● Provided data

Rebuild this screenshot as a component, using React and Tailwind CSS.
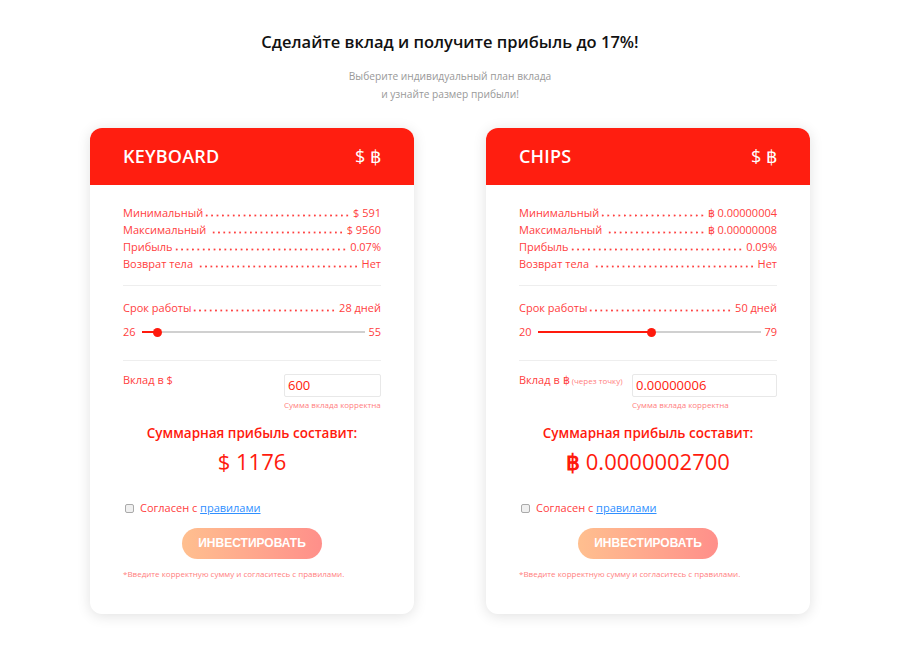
import React from 'react';

const Row = ({ label, value, gap }) => (
    <div className="flex items-end h-[17px] leading-[17px]">
        <span className="whitespace-nowrap">{label}</span>
        {gap ? <span className="w-[4px]" /> : null}
        <span className="flex-1 min-w-0 h-[3px] mb-[4px] mx-[1px] bg-[radial-gradient(circle,#ff4040_0.85px,transparent_1.25px)] bg-[length:5.3px_3px] bg-repeat-space" />
        <span className="whitespace-nowrap pl-[2px]">{value}</span>
    </div>
);

const Slider = ({ min, max, value }) => {
    const pct = ((value - min) / (max - min)) * 100;
    return (
        <div className="flex items-center h-[14px] mt-[9px]">
            <span className="w-[19px]">{min}</span>
            <div className="flex-1 relative h-[14px] flex items-center">
                <div className="w-full h-[2px] bg-[#d0d0d0]" />
                <div className="absolute left-0 h-[2px] bg-[#ff1a0d]" style={{ width: pct + '%' }} />
                <div className="absolute w-[9px] h-[9px] rounded-full bg-[#ff1a0d] -ml-[4.5px]" style={{ left: pct + '%' }} />
            </div>
            <span className="w-[16px] text-right">{max}</span>
        </div>
    );
};

const Card = props => {
    const {
        title,
        rows,
        term,
        slider,
        depositLabel,
        hint,
        inputValue,
        inputWidth,
        total,
        totalBtc,
    } = props;

    return (
        <div className="w-[324px] bg-white rounded-[12px] shadow-[0_2px_14px_rgba(0,0,0,0.12)] overflow-hidden">
            <div className="h-[57px] bg-[#ff1e10] flex items-center justify-between px-[33px] text-white">
                <span className="text-[18px] font-semibold tracking-[0.2px]">{title}</span>
                <span className="text-[18px] font-normal">$ ฿</span>
            </div>
            <section className="px-[33px] pt-[19px] pb-[34px] text-[11px] text-[#ff4040]">
                {rows.map(r => (
                    <Row key={r.label} label={r.label} value={r.value} gap={r.gap} />
                ))}
                <div className="border-t border-[#eeeeee] mt-[13px]" />
                <div className="pt-[13px]">
                    <Row label="Срок работы" value={term} />
                    <Slider {...slider} />
                </div>
                <div className="border-t border-[#eeeeee] mt-[21px]" />
                <div className="flex justify-between pt-[13px]">
                    <span className="text-[11px] leading-[17px] -mt-[3px]">
                        {depositLabel}
                        {hint ? <span className="text-[8px] text-[#ff8080]"> {hint}</span> : null}
                    </span>
                    <div className="flex flex-col items-start">
                        <div className={'h-[23px] border border-[#e8e8e8] rounded-[2px] px-[3px] flex items-center text-[13px] text-[#ff1a0d] ' + inputWidth}>
                            {inputValue}
                        </div>
                        <span className="text-[8px] text-[#ff8080] leading-[14px] mt-[1px]">Сумма вклада корректна</span>
                    </div>
                </div>
                <p className="text-center text-[13.5px] font-semibold text-[#ff1a0d] mt-[11px] leading-[20px]">Суммарная прибыль составит:</p>
                <p className="text-center text-[22px] font-medium text-[#ff1a0d] mt-[3px] leading-[30px]">
                    {totalBtc ? <span className="font-bold">฿</span> : '$'} {total}
                </p>
                <div className="flex items-center mt-[24px] ml-[2px]">
                    <span className="w-[9px] h-[9px] border border-[#aaaaaa] rounded-[2px] bg-[#f0f0f0]" />
                    <span className="ml-[6px] text-[11px] text-[#ff4040]">
                        Согласен с <span className="text-[#2f8fff] underline">правилами</span>
                    </span>
                </div>
                <div className="flex justify-center mt-[11px]">
                    <button className="w-[140px] h-[31px] rounded-full bg-gradient-to-r from-[#ffbf8f] to-[#ff8f8a] text-white text-[12px] font-bold [font-family:'Liberation_Sans',Arial,sans-serif]">
                        ИНВЕСТИРОВАТЬ
                    </button>
                </div>
                <p className="text-left text-[8px] text-[#ff8080] mt-[9px]">*Введите корректную сумму и согласитесь с правилами.</p>
            </section>
        </div>
    );
};

const App = () => {
    return (
        <div className="min-h-[667px] bg-white [font-family:'Open_Sans',sans-serif] pt-[29px]">
            <h1 className="text-center text-[16.5px] font-semibold text-[#111111] leading-[26px]">Сделайте вклад и получите прибыль до 17%!</h1>
            <p className="text-center text-[10.2px] text-[#999999] leading-[18px] mt-[12px]">
                Выберите индивидуальный план вклада<br />и узнайте размер прибыли!
            </p>
            <div className="flex justify-center gap-[72px] mt-[25px]">
                <Card
                    title="KEYBOARD"
                    rows={[
                        { label: 'Минимальный', value: '$ 591' },
                        { label: 'Максимальный', value: '$ 9560', gap: true },
                        { label: 'Прибыль', value: '0.07%' },
                        { label: 'Возврат тела', value: 'Нет', gap: true },
                    ]}
                    term="28 дней"
                    slider={{ min: 26, max: 55, value: 28 }}
                    depositLabel="Вклад в $"
                    inputValue="600"
                    inputWidth="w-[97px]"
                    total="1176"
                />
                <Card
                    title="CHIPS"
                    rows={[
                        { label: 'Минимальный', value: '฿ 0.00000004' },
                        { label: 'Максимальный', value: '฿ 0.00000008', gap: true },
                        { label: 'Прибыль', value: '0.09%' },
                        { label: 'Возврат тела', value: 'Нет', gap: true },
                    ]}
                    term="50 дней"
                    slider={{ min: 20, max: 79, value: 50 }}
                    depositLabel="Вклад в ฿"
                    hint="(через точку)"
                    inputValue="0.00000006"
                    inputWidth="w-[145px]"
                    total="0.0000002700"
                    totalBtc
                />
            </div>
        </div>
    );
};

export default App;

● Job
Transcribe each line above verbatim, with the pictures left out.

● The response
Rebuild this screenshot as a component, using React and Tailwind CSS.
import React from 'react';

const Row = ({ label, value, gap }) => (
    <div className="flex items-end h-[17px] leading-[17px]">
        <span className="whitespace-nowrap">{label}</span>
        {gap ? <span className="w-[4px]" /> : null}
        <span className="flex-1 min-w-0 h-[3px] mb-[4px] mx-[1px] bg-[radial-gradient(circle,#ff4040_0.85px,transparent_1.25px)] bg-[length:5.3px_3px] bg-repeat-space" />
        <span className="whitespace-nowrap pl-[2px]">{value}</span>
    </div>
);

const Slider = ({ min, max, value }) => {
    const pct = ((value - min) / (max - min)) * 100;
    return (
        <div className="flex items-center h-[14px] mt-[9px]">
            <span className="w-[19px]">{min}</span>
            <div className="flex-1 relative h-[14px] flex items-center">
                <div className="w-full h-[2px] bg-[#d0d0d0]" />
                <div className="absolute left-0 h-[2px] bg-[#ff1a0d]" style={{ width: pct + '%' }} />
                <div className="absolute w-[9px] h-[9px] rounded-full bg-[#ff1a0d] -ml-[4.5px]" style={{ left: pct + '%' }} />
            </div>
            <span className="w-[16px] text-right">{max}</span>
        </div>
    );
};

const Card = props => {
    const {
        title,
        rows,
        term,
        slider,
        depositLabel,
        hint,
        inputValue,
        inputWidth,
        total,
        totalBtc,
    } = props;

    return (
        <div className="w-[324px] bg-white rounded-[12px] shadow-[0_2px_14px_rgba(0,0,0,0.12)] overflow-hidden">
            <div className="h-[57px] bg-[#ff1e10] flex items-center justify-between px-[33px] text-white">
                <span className="text-[18px] font-semibold tracking-[0.2px]">{title}</span>
                <span className="text-[18px] font-normal">$ ฿</span>
            </div>
            <section className="px-[33px] pt-[19px] pb-[34px] text-[11px] text-[#ff4040]">
                {rows.map(r => (
                    <Row key={r.label} label={r.label} value={r.value} gap={r.gap} />
                ))}
                <div className="border-t border-[#eeeeee] mt-[13px]" />
                <div className="pt-[13px]">
                    <Row label="Срок работы" value={term} />
                    <Slider {...slider} />
                </div>
                <div className="border-t border-[#eeeeee] mt-[21px]" />
                <div className="flex justify-between pt-[13px]">
                    <span className="text-[11px] leading-[17px] -mt-[3px]">
                        {depositLabel}
                        {hint ? <span className="text-[8px] text-[#ff8080]"> {hint}</span> : null}
                    </span>
                    <div className="flex flex-col items-start">
                        <div className={'h-[23px] border border-[#e8e8e8] rounded-[2px] px-[3px] flex items-center text-[13px] text-[#ff1a0d] ' + inputWidth}>
                            {inputValue}
                        </div>
                        <span className="text-[8px] text-[#ff8080] leading-[14px] mt-[1px]">Сумма вклада корректна</span>
                    </div>
                </div>
                <p className="text-center text-[13.5px] font-semibold text-[#ff1a0d] mt-[11px] leading-[20px]">Суммарная прибыль составит:</p>
                <p className="text-center text-[22px] font-medium text-[#ff1a0d] mt-[3px] leading-[30px]">
                    {totalBtc ? <span className="font-bold">฿</span> : '$'} {total}
                </p>
                <div className="flex items-center mt-[24px] ml-[2px]">
                    <span className="w-[9px] h-[9px] border border-[#aaaaaa] rounded-[2px] bg-[#f0f0f0]" />
                    <span className="ml-[6px] text-[11px] text-[#ff4040]">
                        Согласен с <span className="text-[#2f8fff] underline">правилами</span>
                    </span>
                </div>
                <div className="flex justify-center mt-[11px]">
                    <button className="w-[140px] h-[31px] rounded-full bg-gradient-to-r from-[#ffbf8f] to-[#ff8f8a] text-white text-[12px] font-bold [font-family:'Liberation_Sans',Arial,sans-serif]">
                        ИНВЕСТИРОВАТЬ
                    </button>
                </div>
                <p className="text-left text-[8px] text-[#ff8080] mt-[9px]">*Введите корректную сумму и согласитесь с правилами.</p>
            </section>
        </div>
    );
};

const App = () => {
    return (
        <div className="min-h-[667px] bg-white [font-family:'Open_Sans',sans-serif] pt-[29px]">
            <h1 className="text-center text-[16.5px] font-semibold text-[#111111] leading-[26px]">Сделайте вклад и получите прибыль до 17%!</h1>
            <p className="text-center text-[10.2px] text-[#999999] leading-[18px] mt-[12px]">
                Выберите индивидуальный план вклада<br />и узнайте размер прибыли!
            </p>
            <div className="flex justify-center gap-[72px] mt-[25px]">
                <Card
                    title="KEYBOARD"
                    rows={[
                        { label: 'Минимальный', value: '$ 591' },
                        { label: 'Максимальный', value: '$ 9560', gap: true },
                        { label: 'Прибыль', value: '0.07%' },
                        { label: 'Возврат тела', value: 'Нет', gap: true },
                    ]}
                    term="28 дней"
                    slider={{ min: 26, max: 55, value: 28 }}
                    depositLabel="Вклад в $"
                    inputValue="600"
                    inputWidth="w-[97px]"
                    total="1176"
                />
                <Card
                    title="CHIPS"
                    rows={[
                        { label: 'Минимальный', value: '฿ 0.00000004' },
                        { label: 'Максимальный', value: '฿ 0.00000008', gap: true },
                        { label: 'Прибыль', value: '0.09%' },
                        { label: 'Возврат тела', value: 'Нет', gap: true },
                    ]}
                    term="50 дней"
                    slider={{ min: 20, max: 79, value: 50 }}
                    depositLabel="Вклад в ฿"
                    hint="(через точку)"
                    inputValue="0.00000006"
                    inputWidth="w-[145px]"
                    total="0.0000002700"
                    totalBtc
                />
            </div>
        </div>
    );
};

export default App;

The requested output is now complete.